Extract all lines from the data beneath that include the word "Tailwind".

_Dataset excerpt_:
--- --- ---
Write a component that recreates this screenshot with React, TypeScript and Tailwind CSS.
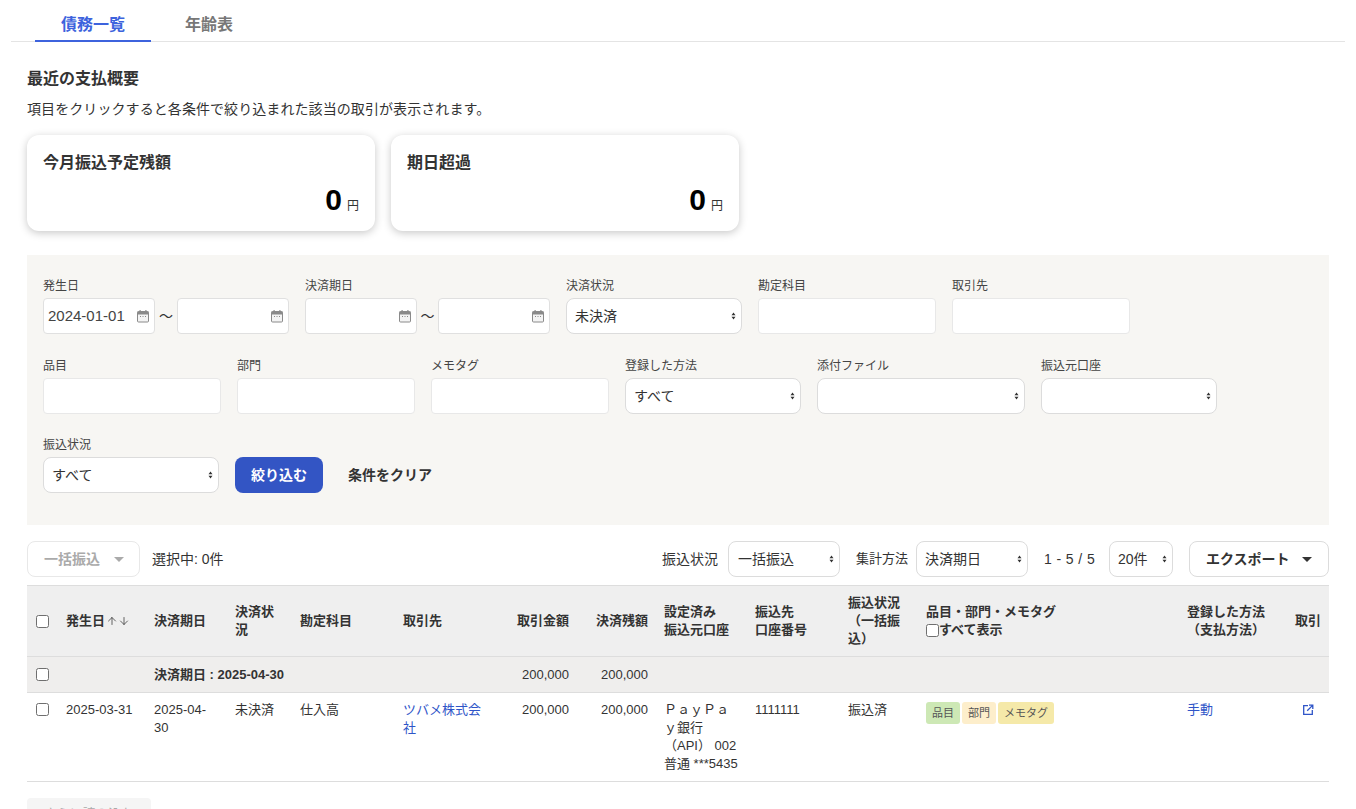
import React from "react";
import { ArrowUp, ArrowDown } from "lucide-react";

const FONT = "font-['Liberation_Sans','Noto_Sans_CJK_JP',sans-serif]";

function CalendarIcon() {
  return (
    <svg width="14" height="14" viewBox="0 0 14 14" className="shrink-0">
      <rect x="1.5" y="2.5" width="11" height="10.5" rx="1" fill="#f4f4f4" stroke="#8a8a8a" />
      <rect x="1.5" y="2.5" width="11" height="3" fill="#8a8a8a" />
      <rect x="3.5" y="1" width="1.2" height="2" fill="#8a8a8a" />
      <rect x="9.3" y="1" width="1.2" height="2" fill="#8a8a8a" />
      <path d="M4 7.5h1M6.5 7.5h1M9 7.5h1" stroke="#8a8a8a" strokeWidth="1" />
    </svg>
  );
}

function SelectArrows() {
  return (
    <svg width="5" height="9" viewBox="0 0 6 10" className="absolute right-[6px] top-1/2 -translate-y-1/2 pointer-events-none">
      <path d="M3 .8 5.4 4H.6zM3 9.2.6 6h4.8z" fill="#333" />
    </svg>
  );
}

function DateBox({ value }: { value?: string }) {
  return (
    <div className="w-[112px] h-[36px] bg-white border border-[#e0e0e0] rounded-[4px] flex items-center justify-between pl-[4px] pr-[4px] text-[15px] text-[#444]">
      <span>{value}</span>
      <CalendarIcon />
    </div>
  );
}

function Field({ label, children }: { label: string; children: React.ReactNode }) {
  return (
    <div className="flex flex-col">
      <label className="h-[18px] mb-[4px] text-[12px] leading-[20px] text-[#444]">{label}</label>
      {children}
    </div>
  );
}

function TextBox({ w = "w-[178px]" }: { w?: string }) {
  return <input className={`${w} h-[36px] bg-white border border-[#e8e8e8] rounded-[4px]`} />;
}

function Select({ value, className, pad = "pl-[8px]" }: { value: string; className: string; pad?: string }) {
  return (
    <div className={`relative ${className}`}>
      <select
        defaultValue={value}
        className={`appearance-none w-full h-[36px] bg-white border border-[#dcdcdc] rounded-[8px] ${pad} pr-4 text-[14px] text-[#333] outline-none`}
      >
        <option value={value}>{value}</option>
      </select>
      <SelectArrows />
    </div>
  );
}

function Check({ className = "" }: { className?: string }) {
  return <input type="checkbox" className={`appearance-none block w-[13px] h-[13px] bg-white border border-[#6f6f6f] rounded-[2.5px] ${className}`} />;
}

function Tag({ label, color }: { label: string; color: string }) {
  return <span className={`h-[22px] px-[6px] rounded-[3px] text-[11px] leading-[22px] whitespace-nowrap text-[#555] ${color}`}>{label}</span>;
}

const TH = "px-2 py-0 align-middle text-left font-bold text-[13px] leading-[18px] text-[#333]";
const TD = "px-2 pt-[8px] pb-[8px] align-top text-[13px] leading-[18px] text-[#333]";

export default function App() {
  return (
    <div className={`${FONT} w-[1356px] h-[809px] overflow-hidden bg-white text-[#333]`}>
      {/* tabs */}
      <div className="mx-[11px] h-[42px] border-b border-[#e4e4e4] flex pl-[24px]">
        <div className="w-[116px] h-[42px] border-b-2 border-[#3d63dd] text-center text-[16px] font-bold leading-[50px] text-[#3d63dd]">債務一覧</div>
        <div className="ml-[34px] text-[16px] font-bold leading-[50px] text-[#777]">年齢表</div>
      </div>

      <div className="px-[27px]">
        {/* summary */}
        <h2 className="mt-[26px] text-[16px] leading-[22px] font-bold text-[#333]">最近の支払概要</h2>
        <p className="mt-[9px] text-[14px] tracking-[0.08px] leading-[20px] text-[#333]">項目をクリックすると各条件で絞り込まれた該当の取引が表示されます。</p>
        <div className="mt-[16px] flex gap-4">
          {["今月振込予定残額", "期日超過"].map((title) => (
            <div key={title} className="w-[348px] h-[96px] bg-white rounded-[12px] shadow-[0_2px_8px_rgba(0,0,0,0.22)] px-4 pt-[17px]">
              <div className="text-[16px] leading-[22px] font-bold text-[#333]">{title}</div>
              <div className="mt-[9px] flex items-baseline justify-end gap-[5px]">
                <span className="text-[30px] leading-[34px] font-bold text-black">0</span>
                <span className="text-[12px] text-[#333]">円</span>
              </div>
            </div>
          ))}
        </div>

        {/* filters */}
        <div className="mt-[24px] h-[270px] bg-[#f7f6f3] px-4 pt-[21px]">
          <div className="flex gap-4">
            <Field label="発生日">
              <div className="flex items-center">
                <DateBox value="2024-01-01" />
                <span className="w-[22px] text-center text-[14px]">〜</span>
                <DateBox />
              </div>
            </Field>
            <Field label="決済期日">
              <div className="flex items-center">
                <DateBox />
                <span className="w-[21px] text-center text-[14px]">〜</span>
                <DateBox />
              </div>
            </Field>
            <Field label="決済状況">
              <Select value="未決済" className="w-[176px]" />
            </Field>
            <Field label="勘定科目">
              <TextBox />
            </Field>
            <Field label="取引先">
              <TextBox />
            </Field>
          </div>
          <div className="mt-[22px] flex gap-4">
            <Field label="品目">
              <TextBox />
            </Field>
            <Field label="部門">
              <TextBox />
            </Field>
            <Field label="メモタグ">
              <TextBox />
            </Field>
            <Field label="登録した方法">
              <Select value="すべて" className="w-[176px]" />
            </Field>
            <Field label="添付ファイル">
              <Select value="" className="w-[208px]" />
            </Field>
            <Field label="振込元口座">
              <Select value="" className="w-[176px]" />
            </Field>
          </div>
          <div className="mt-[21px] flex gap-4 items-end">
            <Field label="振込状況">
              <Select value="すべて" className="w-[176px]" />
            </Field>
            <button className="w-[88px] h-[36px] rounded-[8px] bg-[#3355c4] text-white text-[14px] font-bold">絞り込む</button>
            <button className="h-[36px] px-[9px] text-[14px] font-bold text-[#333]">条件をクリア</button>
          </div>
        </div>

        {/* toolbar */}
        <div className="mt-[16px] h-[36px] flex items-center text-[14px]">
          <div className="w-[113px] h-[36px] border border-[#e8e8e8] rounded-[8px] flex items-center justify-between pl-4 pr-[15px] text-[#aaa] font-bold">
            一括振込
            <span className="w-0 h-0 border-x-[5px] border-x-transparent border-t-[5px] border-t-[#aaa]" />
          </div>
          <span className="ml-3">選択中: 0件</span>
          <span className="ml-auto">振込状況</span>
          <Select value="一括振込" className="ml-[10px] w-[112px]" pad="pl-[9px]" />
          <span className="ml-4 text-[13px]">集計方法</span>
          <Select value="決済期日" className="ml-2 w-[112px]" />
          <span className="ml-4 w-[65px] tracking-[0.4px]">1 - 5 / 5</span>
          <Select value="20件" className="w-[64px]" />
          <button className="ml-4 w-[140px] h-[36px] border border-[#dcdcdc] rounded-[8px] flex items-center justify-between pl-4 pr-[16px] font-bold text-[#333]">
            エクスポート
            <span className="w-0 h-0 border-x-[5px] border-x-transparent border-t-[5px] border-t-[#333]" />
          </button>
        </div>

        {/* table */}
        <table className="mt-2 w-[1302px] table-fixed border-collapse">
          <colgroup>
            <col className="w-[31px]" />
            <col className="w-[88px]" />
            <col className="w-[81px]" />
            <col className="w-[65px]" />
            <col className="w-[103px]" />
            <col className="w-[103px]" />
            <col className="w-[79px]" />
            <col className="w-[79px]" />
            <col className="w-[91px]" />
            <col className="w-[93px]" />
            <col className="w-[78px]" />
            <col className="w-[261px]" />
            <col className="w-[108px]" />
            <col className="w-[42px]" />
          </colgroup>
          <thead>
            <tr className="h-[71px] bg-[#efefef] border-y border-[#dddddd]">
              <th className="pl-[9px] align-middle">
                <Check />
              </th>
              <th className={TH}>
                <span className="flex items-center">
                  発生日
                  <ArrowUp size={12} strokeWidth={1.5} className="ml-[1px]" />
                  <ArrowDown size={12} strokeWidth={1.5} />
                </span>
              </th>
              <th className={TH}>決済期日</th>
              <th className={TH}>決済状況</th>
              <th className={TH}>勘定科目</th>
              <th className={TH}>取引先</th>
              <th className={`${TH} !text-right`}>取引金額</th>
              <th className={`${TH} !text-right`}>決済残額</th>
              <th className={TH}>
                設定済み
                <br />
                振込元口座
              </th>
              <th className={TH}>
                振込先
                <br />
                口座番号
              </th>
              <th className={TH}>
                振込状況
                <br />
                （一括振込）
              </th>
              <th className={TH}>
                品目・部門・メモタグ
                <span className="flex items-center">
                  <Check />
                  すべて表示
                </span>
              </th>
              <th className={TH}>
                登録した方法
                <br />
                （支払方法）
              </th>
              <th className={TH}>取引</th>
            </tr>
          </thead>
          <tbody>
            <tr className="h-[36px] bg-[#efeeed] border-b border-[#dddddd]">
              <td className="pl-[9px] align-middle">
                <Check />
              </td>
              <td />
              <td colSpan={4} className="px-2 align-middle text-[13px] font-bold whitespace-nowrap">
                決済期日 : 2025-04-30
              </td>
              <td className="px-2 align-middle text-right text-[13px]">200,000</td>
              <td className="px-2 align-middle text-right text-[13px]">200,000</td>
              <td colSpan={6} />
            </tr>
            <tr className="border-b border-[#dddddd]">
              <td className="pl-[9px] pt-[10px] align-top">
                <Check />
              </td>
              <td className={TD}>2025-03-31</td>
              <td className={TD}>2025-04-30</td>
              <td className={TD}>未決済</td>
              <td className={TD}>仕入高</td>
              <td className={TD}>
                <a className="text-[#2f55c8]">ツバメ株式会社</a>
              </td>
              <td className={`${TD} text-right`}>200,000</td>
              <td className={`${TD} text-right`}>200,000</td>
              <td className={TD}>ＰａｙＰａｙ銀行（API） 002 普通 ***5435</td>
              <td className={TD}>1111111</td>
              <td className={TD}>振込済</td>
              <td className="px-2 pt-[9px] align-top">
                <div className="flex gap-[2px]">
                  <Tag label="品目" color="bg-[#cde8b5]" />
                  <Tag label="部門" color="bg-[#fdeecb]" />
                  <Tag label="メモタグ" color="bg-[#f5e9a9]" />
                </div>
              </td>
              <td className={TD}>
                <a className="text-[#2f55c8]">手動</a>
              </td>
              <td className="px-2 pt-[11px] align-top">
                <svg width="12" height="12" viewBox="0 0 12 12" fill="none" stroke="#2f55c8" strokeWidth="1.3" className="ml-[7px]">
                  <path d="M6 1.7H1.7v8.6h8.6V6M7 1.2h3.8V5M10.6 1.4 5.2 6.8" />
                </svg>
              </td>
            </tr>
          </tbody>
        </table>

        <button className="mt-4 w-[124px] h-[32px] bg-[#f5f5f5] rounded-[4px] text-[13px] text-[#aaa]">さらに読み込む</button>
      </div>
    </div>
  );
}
--- --- ---
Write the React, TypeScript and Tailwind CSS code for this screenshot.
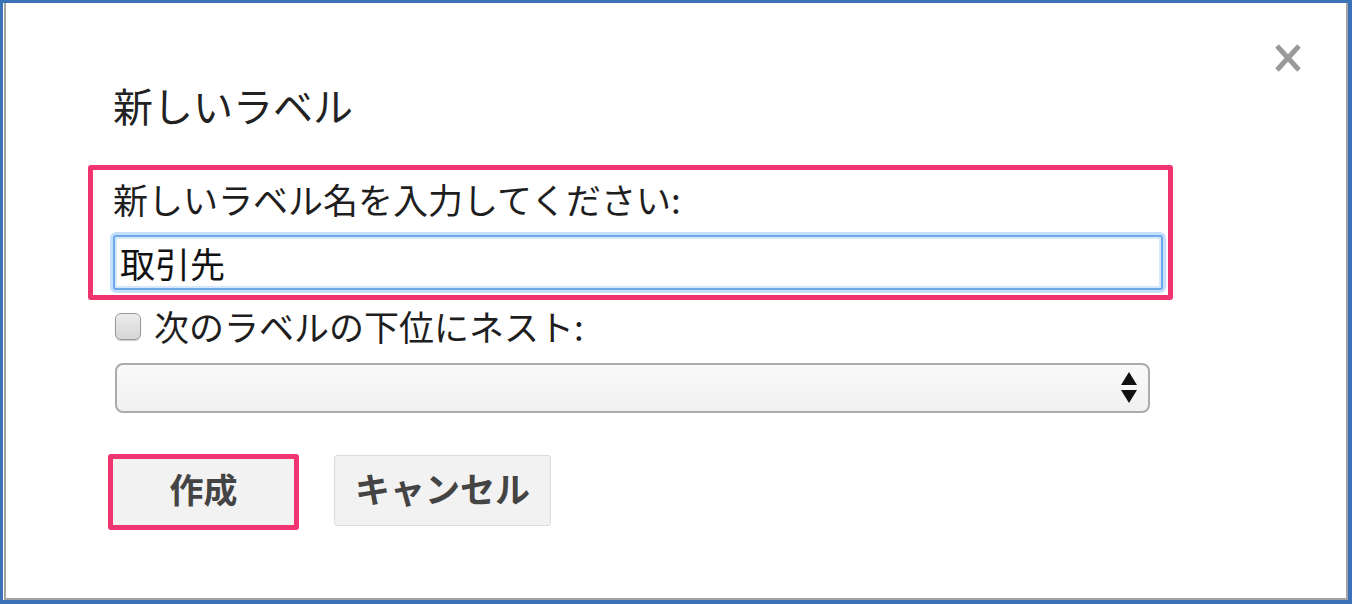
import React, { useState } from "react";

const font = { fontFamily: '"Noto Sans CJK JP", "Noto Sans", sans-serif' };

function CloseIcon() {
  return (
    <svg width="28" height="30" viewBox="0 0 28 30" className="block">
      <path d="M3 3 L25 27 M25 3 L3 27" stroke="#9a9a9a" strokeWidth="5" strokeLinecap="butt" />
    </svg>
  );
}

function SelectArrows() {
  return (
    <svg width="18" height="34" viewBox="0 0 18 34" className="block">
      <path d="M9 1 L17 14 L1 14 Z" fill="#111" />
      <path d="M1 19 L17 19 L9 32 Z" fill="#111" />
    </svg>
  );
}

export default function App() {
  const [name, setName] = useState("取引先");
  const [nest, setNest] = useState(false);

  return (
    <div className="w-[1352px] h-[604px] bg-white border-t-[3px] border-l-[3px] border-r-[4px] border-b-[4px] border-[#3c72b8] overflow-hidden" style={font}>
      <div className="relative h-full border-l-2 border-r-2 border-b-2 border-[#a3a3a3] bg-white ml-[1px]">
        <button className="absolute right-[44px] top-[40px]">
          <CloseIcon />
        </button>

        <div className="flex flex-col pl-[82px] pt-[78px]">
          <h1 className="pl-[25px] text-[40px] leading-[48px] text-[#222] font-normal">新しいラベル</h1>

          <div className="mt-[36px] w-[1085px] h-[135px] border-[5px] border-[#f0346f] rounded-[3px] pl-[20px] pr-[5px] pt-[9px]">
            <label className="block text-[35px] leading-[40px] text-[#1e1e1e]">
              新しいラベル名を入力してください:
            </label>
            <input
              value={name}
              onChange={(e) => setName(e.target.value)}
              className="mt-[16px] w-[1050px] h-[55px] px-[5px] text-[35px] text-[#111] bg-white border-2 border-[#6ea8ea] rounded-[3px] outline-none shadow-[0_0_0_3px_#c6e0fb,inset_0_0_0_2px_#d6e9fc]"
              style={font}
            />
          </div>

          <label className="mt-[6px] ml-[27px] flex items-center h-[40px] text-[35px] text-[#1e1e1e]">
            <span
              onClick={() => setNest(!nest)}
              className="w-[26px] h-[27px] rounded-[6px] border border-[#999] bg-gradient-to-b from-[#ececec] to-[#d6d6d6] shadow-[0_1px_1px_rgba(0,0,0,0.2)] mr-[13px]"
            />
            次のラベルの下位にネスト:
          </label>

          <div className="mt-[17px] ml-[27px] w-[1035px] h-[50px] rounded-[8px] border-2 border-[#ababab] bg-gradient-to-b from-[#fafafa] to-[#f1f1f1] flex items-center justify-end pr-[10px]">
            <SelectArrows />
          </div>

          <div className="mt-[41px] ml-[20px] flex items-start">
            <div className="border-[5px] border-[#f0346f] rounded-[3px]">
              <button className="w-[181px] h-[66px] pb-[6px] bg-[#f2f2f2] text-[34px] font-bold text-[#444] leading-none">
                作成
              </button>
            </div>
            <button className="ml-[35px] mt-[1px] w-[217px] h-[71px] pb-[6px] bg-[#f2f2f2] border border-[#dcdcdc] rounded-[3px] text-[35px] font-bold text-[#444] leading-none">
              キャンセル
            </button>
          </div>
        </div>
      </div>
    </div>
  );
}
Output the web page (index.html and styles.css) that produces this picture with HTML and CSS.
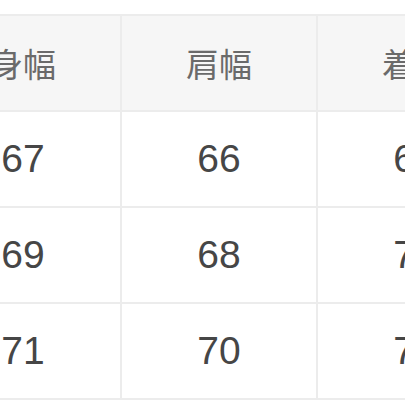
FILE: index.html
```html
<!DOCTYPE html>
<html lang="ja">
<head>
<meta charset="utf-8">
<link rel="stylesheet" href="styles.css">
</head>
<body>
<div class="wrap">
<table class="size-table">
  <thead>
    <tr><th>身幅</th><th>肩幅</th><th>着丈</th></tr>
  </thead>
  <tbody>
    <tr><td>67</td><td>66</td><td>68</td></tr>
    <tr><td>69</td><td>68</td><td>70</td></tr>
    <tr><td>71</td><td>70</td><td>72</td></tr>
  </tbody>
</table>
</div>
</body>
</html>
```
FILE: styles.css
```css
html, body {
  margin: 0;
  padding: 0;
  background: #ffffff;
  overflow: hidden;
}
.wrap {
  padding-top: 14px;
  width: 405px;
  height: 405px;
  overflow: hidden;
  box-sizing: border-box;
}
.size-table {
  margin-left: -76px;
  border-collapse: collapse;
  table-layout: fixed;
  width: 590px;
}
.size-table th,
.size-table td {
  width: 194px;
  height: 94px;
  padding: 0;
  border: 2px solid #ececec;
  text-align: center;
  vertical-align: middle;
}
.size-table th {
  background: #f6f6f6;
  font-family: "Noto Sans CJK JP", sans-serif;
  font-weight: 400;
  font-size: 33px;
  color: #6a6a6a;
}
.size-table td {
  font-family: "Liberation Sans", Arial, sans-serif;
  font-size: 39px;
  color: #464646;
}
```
--- --- ---
_ANSWER_:
Write a component that recreates this screenshot with React, TypeScript and Tailwind CSS.
Write the React, TypeScript and Tailwind CSS code for this screenshot.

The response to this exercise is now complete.